【以下、先日の麻生大臣とフジテレビ記者とのやりとり の抜粋】
記者「あらためて一律での再支給についての所見を」
麻生財務相「これ税金でやると思ってる? その発想が間違いなんだよね。国債発行しているんだから、政府の借金でやるんだよ」
記者「国民からそういう声が出ていると...」
麻生財務相「じゃあ、これは税金ではありませんよ。借金でやっているんですよということを言われたら、どうです? 後生の人たちに、さらに借金を増やすということですか? あなたのために、あなたのご子孫に借金を増やしていくということでしょうか? という点をフジテレビで言われたらどうです?」
ーーーーーーーーーーーーーーーーーーーーーーーーーーーーーーーーーーーーーーー
これを読んでどう思いますか。明らかに考えが間違っていませんか。わざと間違っているのかなとも思います。

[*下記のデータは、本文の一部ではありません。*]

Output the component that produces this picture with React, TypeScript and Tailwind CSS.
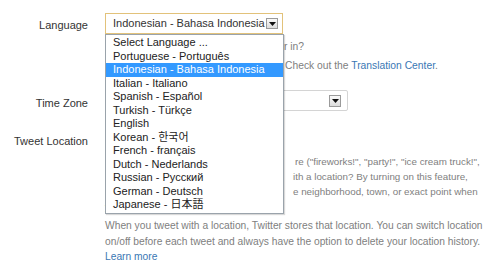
import React from "react";

const languages = [
  "Select Language ...",
  "Portuguese - Português",
  "Indonesian - Bahasa Indonesia",
  "Italian - Italiano",
  "Spanish - Español",
  "Turkish - Türkçe",
  "English",
  "Korean - 한국어",
  "French - français",
  "Dutch - Nederlands",
  "Russian - Русский",
  "German - Deutsch",
  "Japanese - 日本語",
];

function ArrowButton({ className }: { className: string }) {
  return (
    <span
      className={`flex items-center justify-center border border-[#9a9a9a] bg-gradient-to-b from-[#fafafa] to-[#dcdcdc] ${className}`}
    >
      <svg width="7" height="4" viewBox="0 0 7 4">
        <path d="M0 0h7L3.5 4z" fill="#111" />
      </svg>
    </span>
  );
}

// start of a line that sits under the open language list
function Hidden({ w, children }: { w: string; children: React.ReactNode }) {
  return <span className={`inline-block overflow-hidden whitespace-nowrap align-top ${w}`}>{children}</span>;
}

export default function App() {
  return (
    <div className="w-[500px] h-[273px] overflow-hidden bg-white font-['Liberation_Sans','Noto_Sans_CJK_KR','Noto_Sans_CJK_JP',sans-serif]">
      <div className="pt-[13px]">
        {/* Language */}
        <div className="flex">
          <div className="w-[88px] shrink-0 pt-[2px] text-right text-[11px] leading-[21px] text-[#333]">Language</div>
          <div className="ml-[17px] w-[385px]">
            <div className="relative w-[178px]">
              <div className="flex h-[21px] items-center justify-between border border-[#e2c27a] bg-white pl-[7px] pr-[4px] text-[11px] text-[#333]">
                <span className="whitespace-nowrap">Indonesian - Bahasa Indonesia</span>
                <ArrowButton className="h-[11px] w-[12px]" />
              </div>
              <ul className="absolute left-0 top-full z-10 w-[179px] border border-[#9aa3ab] bg-white py-[1px] shadow-[1px_1px_1px_rgba(0,0,0,0.15)]">
                {languages.map((l) => (
                  <li
                    key={l}
                    className={`h-[13.5px] whitespace-nowrap pl-[7px] text-[11px] leading-[13.5px] ${
                      l.startsWith("Indonesian") ? "bg-[#3399ff] text-white" : "text-[#222]"
                    }`}
                  >
                    {l}
                  </li>
                ))}
              </ul>
            </div>
            <p className="mt-[3px] whitespace-nowrap text-[10.3px] leading-[19px] text-[#808080]">
              <Hidden w="w-[179px]">What language would you like to Twitte</Hidden>r in?
              <br />
              <Hidden w="w-[180px]">Interested in helping translate Twitter?</Hidden>Check out the{" "}
              <a className="text-[#3a77b4]">Translation Center</a>.
            </p>
          </div>
        </div>

        {/* Time Zone */}
        <div className="mt-[15px] flex">
          <div className="w-[88px] shrink-0 pt-[3px] text-right text-[11px] leading-[21px] text-[#333]">Time Zone</div>
          <div className="ml-[17px]">
            <div className="flex h-[21px] w-[243px] items-center justify-between rounded-[2px] border border-[#d4d4d4] bg-white pl-[7px] pr-[6px] text-[11px] text-[#333]">
              <span className="whitespace-nowrap">(GMT+07:00) Jakarta</span>
              <ArrowButton className="h-[12px] w-[12px]" />
            </div>
          </div>
        </div>

        {/* Tweet Location */}
        <div className="mt-[20px] flex">
          <div className="w-[88px] shrink-0 text-right text-[11px] leading-[14px] text-[#333]">Tweet Location</div>
          <div className="ml-[17px] w-[385px]">
            <label className="flex items-center gap-[5px] text-[11px] leading-[14px] text-[#333]">
              <span className="h-[12px] w-[12px] border border-[#999] bg-white" />
              Add a location to your tweets
            </label>
            <p className="mt-[6px] whitespace-nowrap text-[9.8px] leading-[15px] text-[#808080]">
              <Hidden w="w-[190px]">Ever wanted to tell everyone whe</Hidden>re ("fireworks!", "party!", "ice cream truck!",
              <br />
              <Hidden w="w-[188px]">etc.), or just wanted to tweet w</Hidden>ith a location? By turning on this feature,
              <br />
              <Hidden w="w-[188px]">your followers will be able to see th</Hidden>e neighborhood, town, or exact point when
              <br />
              you tweet.
            </p>
            <p className="mt-[4px] whitespace-nowrap text-[10.25px] leading-[15.5px] text-[#808080]">
              When you tweet with a location, Twitter stores that location. You can switch location
              <br />
              on/off before each tweet and always have the option to delete your location history.
              <br />
              <a className="text-[#3a77b4]">Learn more</a>
            </p>
          </div>
        </div>
      </div>
    </div>
  );
}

確かに、政府が国債発行で借金をして給付しているのは事実で総額13兆円ほどになります。ただ、政府が国債を発行して国民の預金口座に13兆円直接振り込んだので、国民の預金は13兆円増えています。
つまり、マネーストック(マネー供給量)が13兆円も増えたことになる。以下にマネーストック(M3)の月次推移のグラフがありますが、実際5月から7月にかけて大きく増えている。大量のお金が供給されたのです。
国民の預金が増えた13兆円分、全部が消費に回るわけではないですが、手元の預金が増えた分、お金を使う不安感は少しは和らぎ、消費が大きく落ち込まなかったことになります。
もし、これがなかったら、消費は大きく減少して、世の中に資金が回らず、国民の所得(給与など)が大きく減少していたでしょう。
その意味で、政府が借金をして国民にお金を供給したのは、大きな効果があったといえます。
次に、麻生大臣の発言の後半部分、「子孫に借金を残す」という部分ですが、この考え方が間違っている。
あくまでこの借金は、政府が借りた円建ての借金であり、国民が借りたものでもないし、外国から借りたものでもない。政府が子会社の日銀に国債を買い取らせればそれで借金は実質なくなります。
そんなことしたら、インフレになるではないかとの指摘もありますが、今は物やサービスの供給に対して、需要が大幅に減少している状況(供給>需要)なので、このくらいの通貨発行でインフレになんかなりません。
ということは、麻生大臣の言っている子孫に借金を残すことはありません。逆にこれをやらなかったら、不況で所得減少する世の中を後世に残すことになります。
そっちの方が問題ではないでしょうか。
麻生大臣、誤った考え方を国民に植え付けるのはやめて下さい。